Conversely, given any formal language $L$, any Turing machine $M$ can be made to correspond to a formal system $S$ in $L$ by extracting from the numbers it enumerates those that are Gödel numbers of formulas of $L$, and taking their deductive closure to be the theorems of $S$. In this way, talk of well-defined or effectively given formal systems can be converted into talk of Turing machines and vice versa.

Question: Is the former an informal although correct argument that can be given for the identity between Turing machines and formal systems?

My problem with this informal argument is the following: if we take from all the numbers $M$ enumerates, only the deductive closure of those formulae that correspond to Gödel numbers in a given language $L$, what about those numbers which do not correspond to any Gödel number? How are they going to be accounted for in the formal system that supposedly corresponds to $M$?

It seems to me that such numbers are simply ignored by this argument, and that perhaps a more direct argument which says more about the rules of inference would be best suited in this case. But maybe there is something I'm missing here...
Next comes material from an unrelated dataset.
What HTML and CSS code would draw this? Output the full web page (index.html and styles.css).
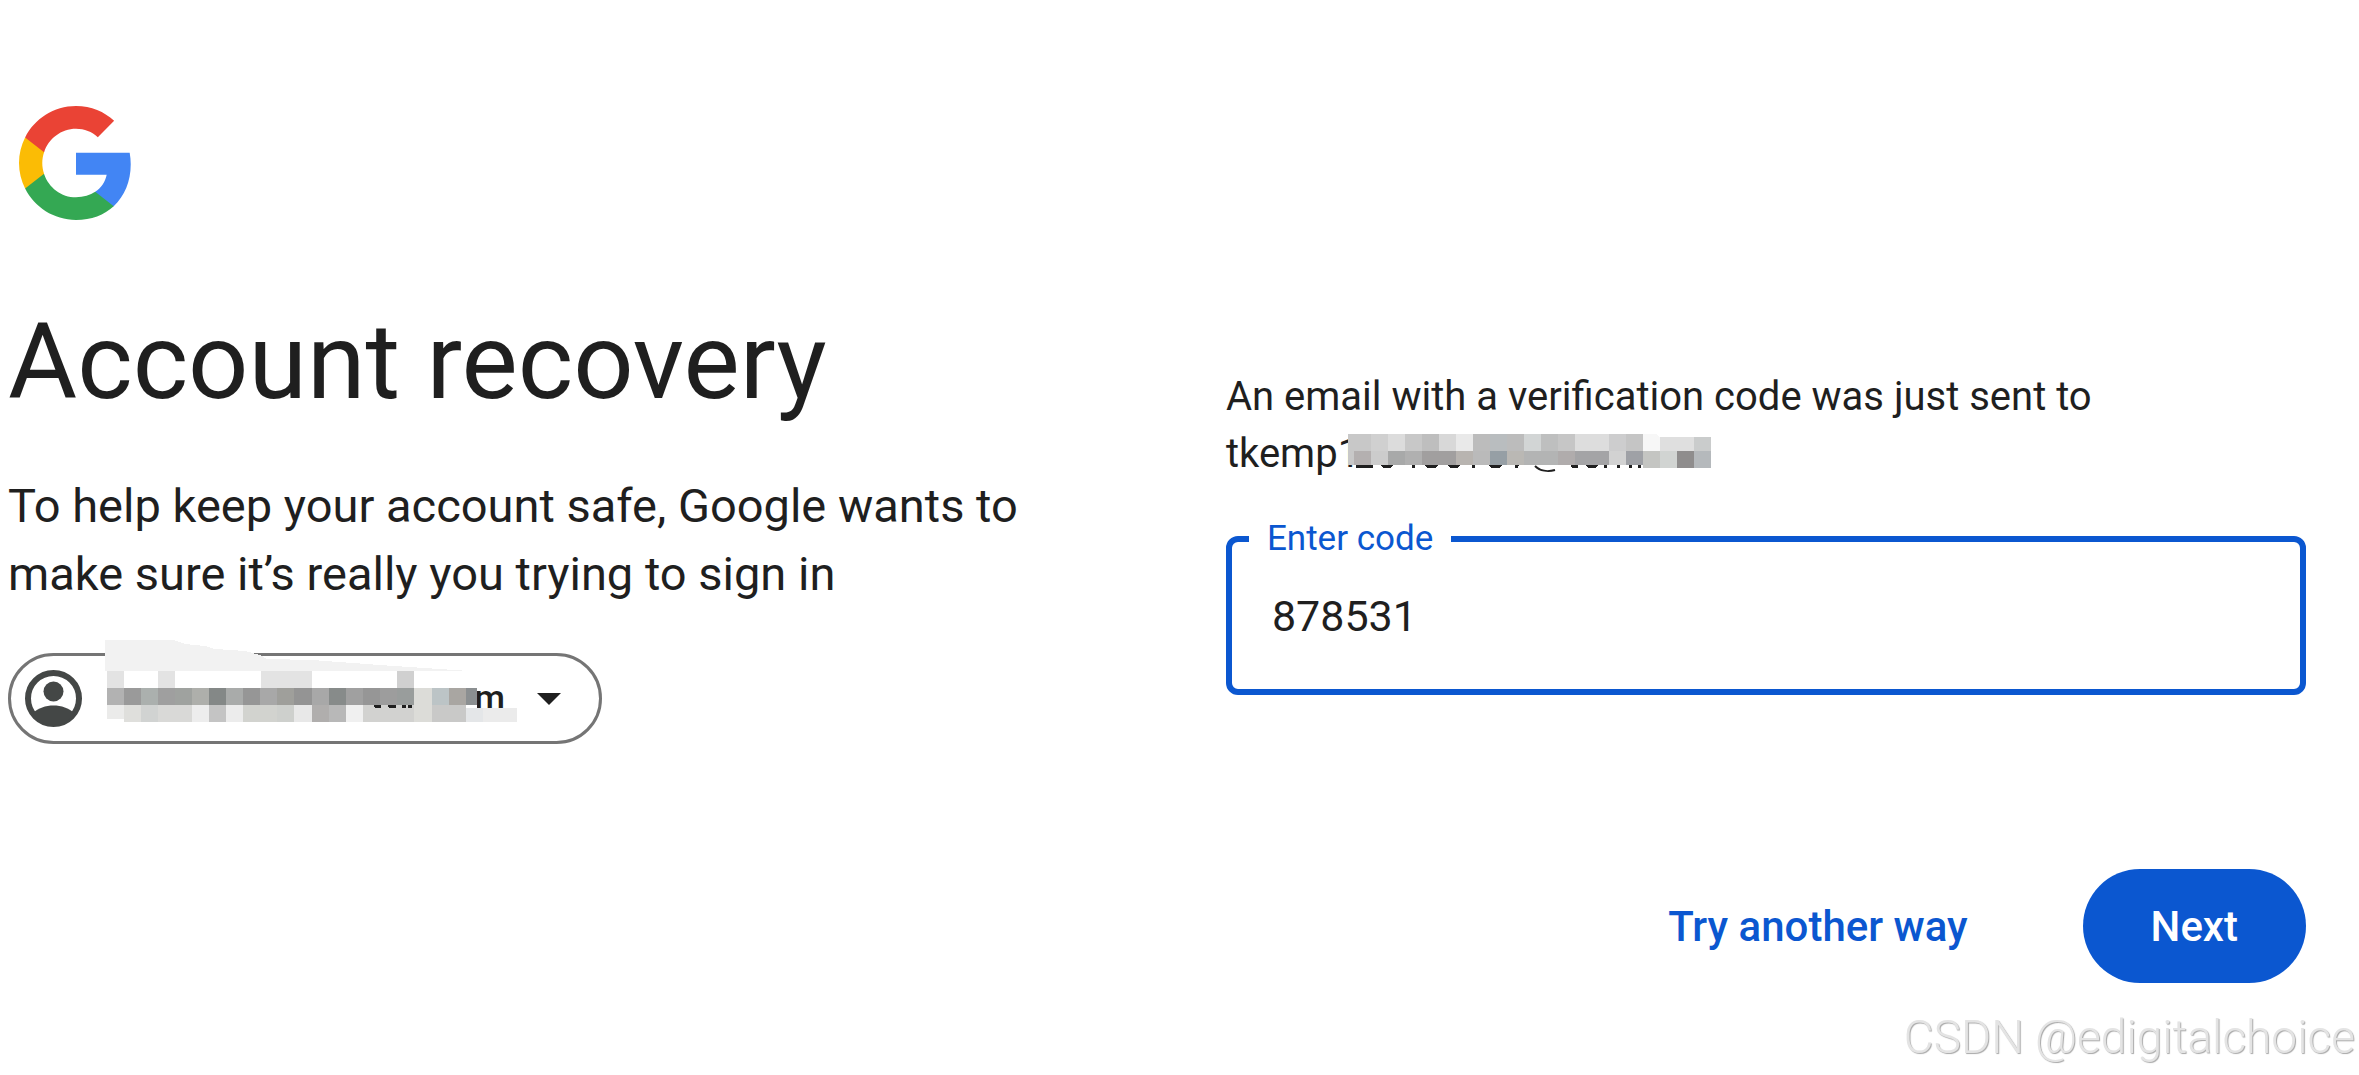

I think this is ultimately a non-issue (which is not to say that this is a silly question!).

Note that we could choose to use a method of Godel numbering which is surjective - that is, in which every number corresponds to a well-formed formula. This is not the one Godel introduced, and takes a bit of work to cook up, but is perfectly okay (and in particular is itself computable in the obvious sense). This gives a very snappy translation between Turing machines and formal systems. The motivation for "throwing away" nonsensical numbers when we're using other numberings, then, is to make the translation appropriately independent of the specific numbering we use.

Conversely, this means that we should only be worried about throwing away the nonsensical numbers if we actively want to work with a non-surjective numbering. At that point, how we should treat nonsensical numbers will come down to why we want to work with such a numbering in the first place, and without that I think there's no way to guess what the right action would be.

The only real objection I see to throwing out the nonsensical numbers is that it makes multiple machines correspond to the same system. I don't think that's a drawback, though, since the same formal system will have lots of equivalent axiomatizations (let alone effective enumerations of axioms)! Indeed, redundancy is often an unavoidable part of computability theory, and there are even situations where the absence of redundancy is pathological.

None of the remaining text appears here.